• _OBJECTIVE_
Reproduce each of the lines word for word.

• _DATASET EXCERPT_
=======

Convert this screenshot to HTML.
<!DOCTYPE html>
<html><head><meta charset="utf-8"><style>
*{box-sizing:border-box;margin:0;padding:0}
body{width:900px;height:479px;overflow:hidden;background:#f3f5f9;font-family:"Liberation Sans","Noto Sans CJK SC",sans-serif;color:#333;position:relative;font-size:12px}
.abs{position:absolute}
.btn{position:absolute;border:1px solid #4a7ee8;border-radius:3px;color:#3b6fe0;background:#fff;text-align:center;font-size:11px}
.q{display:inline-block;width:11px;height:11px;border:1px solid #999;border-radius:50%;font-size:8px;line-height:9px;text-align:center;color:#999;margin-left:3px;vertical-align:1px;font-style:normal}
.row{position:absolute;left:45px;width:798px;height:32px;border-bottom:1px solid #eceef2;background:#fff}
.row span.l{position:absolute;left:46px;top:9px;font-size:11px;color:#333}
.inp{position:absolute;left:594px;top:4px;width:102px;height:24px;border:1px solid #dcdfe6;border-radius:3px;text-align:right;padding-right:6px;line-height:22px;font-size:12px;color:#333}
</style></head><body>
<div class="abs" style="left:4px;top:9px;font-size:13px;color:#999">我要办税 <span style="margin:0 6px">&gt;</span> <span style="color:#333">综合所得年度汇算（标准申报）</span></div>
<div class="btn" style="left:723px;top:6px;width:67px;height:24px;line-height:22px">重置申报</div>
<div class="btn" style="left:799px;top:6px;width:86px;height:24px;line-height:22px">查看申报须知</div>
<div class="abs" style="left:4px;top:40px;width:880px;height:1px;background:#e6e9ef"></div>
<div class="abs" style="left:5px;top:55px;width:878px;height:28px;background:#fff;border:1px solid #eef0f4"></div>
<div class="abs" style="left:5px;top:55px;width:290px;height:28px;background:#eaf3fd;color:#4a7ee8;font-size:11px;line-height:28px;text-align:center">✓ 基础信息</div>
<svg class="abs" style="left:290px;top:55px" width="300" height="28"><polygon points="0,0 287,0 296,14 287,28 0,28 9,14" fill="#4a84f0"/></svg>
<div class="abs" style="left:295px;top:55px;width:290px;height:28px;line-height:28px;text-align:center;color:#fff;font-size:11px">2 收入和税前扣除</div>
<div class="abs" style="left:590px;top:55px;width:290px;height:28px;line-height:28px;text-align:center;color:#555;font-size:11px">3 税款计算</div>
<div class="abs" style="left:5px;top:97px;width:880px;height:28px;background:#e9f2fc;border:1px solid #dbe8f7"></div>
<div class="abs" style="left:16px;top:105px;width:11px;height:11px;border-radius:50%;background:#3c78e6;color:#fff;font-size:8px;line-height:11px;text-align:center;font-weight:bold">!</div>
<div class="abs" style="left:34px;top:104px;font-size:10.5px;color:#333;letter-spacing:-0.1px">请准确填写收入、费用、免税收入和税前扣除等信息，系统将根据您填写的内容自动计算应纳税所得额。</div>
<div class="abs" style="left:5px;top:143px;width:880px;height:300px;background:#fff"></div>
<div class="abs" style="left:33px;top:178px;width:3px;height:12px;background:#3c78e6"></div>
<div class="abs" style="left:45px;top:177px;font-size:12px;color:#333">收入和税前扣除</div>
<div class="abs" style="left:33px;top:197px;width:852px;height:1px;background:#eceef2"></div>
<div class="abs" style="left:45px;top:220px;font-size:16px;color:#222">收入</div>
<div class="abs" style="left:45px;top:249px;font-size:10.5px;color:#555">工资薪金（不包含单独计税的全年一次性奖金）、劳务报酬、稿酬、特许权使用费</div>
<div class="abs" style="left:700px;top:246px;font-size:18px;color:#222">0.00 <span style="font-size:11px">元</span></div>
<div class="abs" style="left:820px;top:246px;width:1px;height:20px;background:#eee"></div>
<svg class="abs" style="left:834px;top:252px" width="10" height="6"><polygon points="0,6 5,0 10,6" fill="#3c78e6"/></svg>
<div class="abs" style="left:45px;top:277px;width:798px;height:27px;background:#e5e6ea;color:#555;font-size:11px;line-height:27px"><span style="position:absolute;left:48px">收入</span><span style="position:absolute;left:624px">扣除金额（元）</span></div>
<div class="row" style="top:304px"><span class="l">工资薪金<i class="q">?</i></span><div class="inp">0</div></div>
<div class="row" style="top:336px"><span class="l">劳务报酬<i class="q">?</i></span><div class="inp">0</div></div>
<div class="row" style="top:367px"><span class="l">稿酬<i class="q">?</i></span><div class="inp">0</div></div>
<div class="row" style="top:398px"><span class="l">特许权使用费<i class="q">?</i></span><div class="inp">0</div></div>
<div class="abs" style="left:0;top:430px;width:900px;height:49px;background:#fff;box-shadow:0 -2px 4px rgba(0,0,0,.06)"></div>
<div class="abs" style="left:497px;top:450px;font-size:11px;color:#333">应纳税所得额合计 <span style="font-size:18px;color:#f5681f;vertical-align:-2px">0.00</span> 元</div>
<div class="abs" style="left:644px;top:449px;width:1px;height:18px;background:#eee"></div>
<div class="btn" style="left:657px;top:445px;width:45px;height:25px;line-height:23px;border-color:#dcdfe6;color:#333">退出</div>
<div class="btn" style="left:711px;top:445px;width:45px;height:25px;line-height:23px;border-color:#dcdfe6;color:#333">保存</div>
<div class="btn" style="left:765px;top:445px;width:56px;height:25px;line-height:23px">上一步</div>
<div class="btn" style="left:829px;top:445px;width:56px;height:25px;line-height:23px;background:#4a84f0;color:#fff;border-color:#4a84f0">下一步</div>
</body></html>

=======

• _OUTPUT FOR THIS EXERCISE_
Convert this screenshot to HTML.
<!DOCTYPE html>
<html><head><meta charset="utf-8"><style>
*{box-sizing:border-box;margin:0;padding:0}
body{width:900px;height:479px;overflow:hidden;background:#f3f5f9;font-family:"Liberation Sans","Noto Sans CJK SC",sans-serif;color:#333;position:relative;font-size:12px}
.abs{position:absolute}
.btn{position:absolute;border:1px solid #4a7ee8;border-radius:3px;color:#3b6fe0;background:#fff;text-align:center;font-size:11px}
.q{display:inline-block;width:11px;height:11px;border:1px solid #999;border-radius:50%;font-size:8px;line-height:9px;text-align:center;color:#999;margin-left:3px;vertical-align:1px;font-style:normal}
.row{position:absolute;left:45px;width:798px;height:32px;border-bottom:1px solid #eceef2;background:#fff}
.row span.l{position:absolute;left:46px;top:9px;font-size:11px;color:#333}
.inp{position:absolute;left:594px;top:4px;width:102px;height:24px;border:1px solid #dcdfe6;border-radius:3px;text-align:right;padding-right:6px;line-height:22px;font-size:12px;color:#333}
</style></head><body>
<div class="abs" style="left:4px;top:9px;font-size:13px;color:#999">我要办税 <span style="margin:0 6px">&gt;</span> <span style="color:#333">综合所得年度汇算（标准申报）</span></div>
<div class="btn" style="left:723px;top:6px;width:67px;height:24px;line-height:22px">重置申报</div>
<div class="btn" style="left:799px;top:6px;width:86px;height:24px;line-height:22px">查看申报须知</div>
<div class="abs" style="left:4px;top:40px;width:880px;height:1px;background:#e6e9ef"></div>
<div class="abs" style="left:5px;top:55px;width:878px;height:28px;background:#fff;border:1px solid #eef0f4"></div>
<div class="abs" style="left:5px;top:55px;width:290px;height:28px;background:#eaf3fd;color:#4a7ee8;font-size:11px;line-height:28px;text-align:center">✓ 基础信息</div>
<svg class="abs" style="left:290px;top:55px" width="300" height="28"><polygon points="0,0 287,0 296,14 287,28 0,28 9,14" fill="#4a84f0"/></svg>
<div class="abs" style="left:295px;top:55px;width:290px;height:28px;line-height:28px;text-align:center;color:#fff;font-size:11px">2 收入和税前扣除</div>
<div class="abs" style="left:590px;top:55px;width:290px;height:28px;line-height:28px;text-align:center;color:#555;font-size:11px">3 税款计算</div>
<div class="abs" style="left:5px;top:97px;width:880px;height:28px;background:#e9f2fc;border:1px solid #dbe8f7"></div>
<div class="abs" style="left:16px;top:105px;width:11px;height:11px;border-radius:50%;background:#3c78e6;color:#fff;font-size:8px;line-height:11px;text-align:center;font-weight:bold">!</div>
<div class="abs" style="left:34px;top:104px;font-size:10.5px;color:#333;letter-spacing:-0.1px">请准确填写收入、费用、免税收入和税前扣除等信息，系统将根据您填写的内容自动计算应纳税所得额。</div>
<div class="abs" style="left:5px;top:143px;width:880px;height:300px;background:#fff"></div>
<div class="abs" style="left:33px;top:178px;width:3px;height:12px;background:#3c78e6"></div>
<div class="abs" style="left:45px;top:177px;font-size:12px;color:#333">收入和税前扣除</div>
<div class="abs" style="left:33px;top:197px;width:852px;height:1px;background:#eceef2"></div>
<div class="abs" style="left:45px;top:220px;font-size:16px;color:#222">收入</div>
<div class="abs" style="left:45px;top:249px;font-size:10.5px;color:#555">工资薪金（不包含单独计税的全年一次性奖金）、劳务报酬、稿酬、特许权使用费</div>
<div class="abs" style="left:700px;top:246px;font-size:18px;color:#222">0.00 <span style="font-size:11px">元</span></div>
<div class="abs" style="left:820px;top:246px;width:1px;height:20px;background:#eee"></div>
<svg class="abs" style="left:834px;top:252px" width="10" height="6"><polygon points="0,6 5,0 10,6" fill="#3c78e6"/></svg>
<div class="abs" style="left:45px;top:277px;width:798px;height:27px;background:#e5e6ea;color:#555;font-size:11px;line-height:27px"><span style="position:absolute;left:48px">收入</span><span style="position:absolute;left:624px">扣除金额（元）</span></div>
<div class="row" style="top:304px"><span class="l">工资薪金<i class="q">?</i></span><div class="inp">0</div></div>
<div class="row" style="top:336px"><span class="l">劳务报酬<i class="q">?</i></span><div class="inp">0</div></div>
<div class="row" style="top:367px"><span class="l">稿酬<i class="q">?</i></span><div class="inp">0</div></div>
<div class="row" style="top:398px"><span class="l">特许权使用费<i class="q">?</i></span><div class="inp">0</div></div>
<div class="abs" style="left:0;top:430px;width:900px;height:49px;background:#fff;box-shadow:0 -2px 4px rgba(0,0,0,.06)"></div>
<div class="abs" style="left:497px;top:450px;font-size:11px;color:#333">应纳税所得额合计 <span style="font-size:18px;color:#f5681f;vertical-align:-2px">0.00</span> 元</div>
<div class="abs" style="left:644px;top:449px;width:1px;height:18px;background:#eee"></div>
<div class="btn" style="left:657px;top:445px;width:45px;height:25px;line-height:23px;border-color:#dcdfe6;color:#333">退出</div>
<div class="btn" style="left:711px;top:445px;width:45px;height:25px;line-height:23px;border-color:#dcdfe6;color:#333">保存</div>
<div class="btn" style="left:765px;top:445px;width:56px;height:25px;line-height:23px">上一步</div>
<div class="btn" style="left:829px;top:445px;width:56px;height:25px;line-height:23px;background:#4a84f0;color:#fff;border-color:#4a84f0">下一步</div>
</body></html>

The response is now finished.